Directions for this task: Using the data below, gather each line that includes the word "React".

Data segment:
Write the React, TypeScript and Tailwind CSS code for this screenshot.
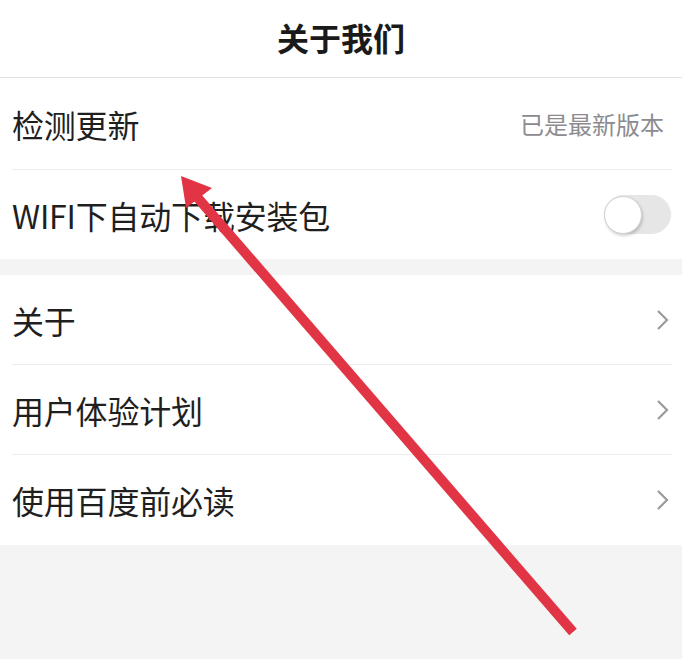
const font = {
  fontFamily: '"Noto Sans CJK SC", "Noto Sans", sans-serif',
};

function Row({
  label,
  right,
  last,
  h = "h-[90px]",
}: {
  label: string;
  right?: React.ReactNode;
  last?: boolean;
  h?: string;
}) {
  return (
    <div className="pl-3 pr-[10px]">
      <div
        className={
          h +
          " flex items-center justify-between " +
          (last ? "" : "border-b border-[#ececec]")
        }
      >
        <span className="text-[32px] text-[#1f1f1f] tracking-[-0.2px]">{label}</span>
        {right}
      </div>
    </div>
  );
}

function Toggle() {
  return (
    <div className="w-[67px] h-[39px] rounded-full bg-[#e6e6e6] flex items-center mr-[1px]">
      <div className="w-[38px] h-[38px] rounded-full bg-white border border-[#d4d4d4] shadow-[1px_2px_3px_rgba(0,0,0,0.18)]" />
    </div>
  );
}

function Chevron() {
  return (
    <svg width="14" height="22" viewBox="0 0 14 22" className="mr-[2px]">
      <path d="M2 2 L11 11 L2 20" fill="none" stroke="#9a9a9a" strokeWidth="2.2" />
    </svg>
  );
}

export default function App() {
  return (
    <div className="relative h-[659px] bg-[#f4f4f4] overflow-hidden" style={font}>
      <header className="h-[78px] bg-white border-b border-[#e2e2e2] flex items-center justify-center pb-1">
        <h1 className="text-[32px] font-bold text-[#1a1a1a]">关于我们</h1>
      </header>

      <section className="bg-white">
        <Row
          h="h-[92px]"
          label="检测更新"
          right={<span className="text-[24px] text-[#8c8c90] mr-[8px]">已是最新版本</span>}
        />
        <Row h="h-[89px]" label="WIFI下自动下载安装包" right={<Toggle />} last />
      </section>

      <div className="h-4" />

      <section className="bg-white">
        <Row label="关于" right={<Chevron />} />
        <Row label="用户体验计划" right={<Chevron />} />
        <Row label="使用百度前必读" right={<Chevron />} last />
      </section>

      {/* annotation arrow drawn over the screen */}
      <svg
        className="absolute inset-0 pointer-events-none"
        width="682"
        height="659"
        viewBox="0 0 682 659"
      >
        <line x1="573" y1="632" x2="197" y2="197" stroke="#e13545" strokeWidth="10" />
        <polygon points="181,176 212,188 186,208" fill="#e13545" />
      </svg>
    </div>
  );
}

Answer to this exercise:
Write the React, TypeScript and Tailwind CSS code for this screenshot.
  right?: React.ReactNode;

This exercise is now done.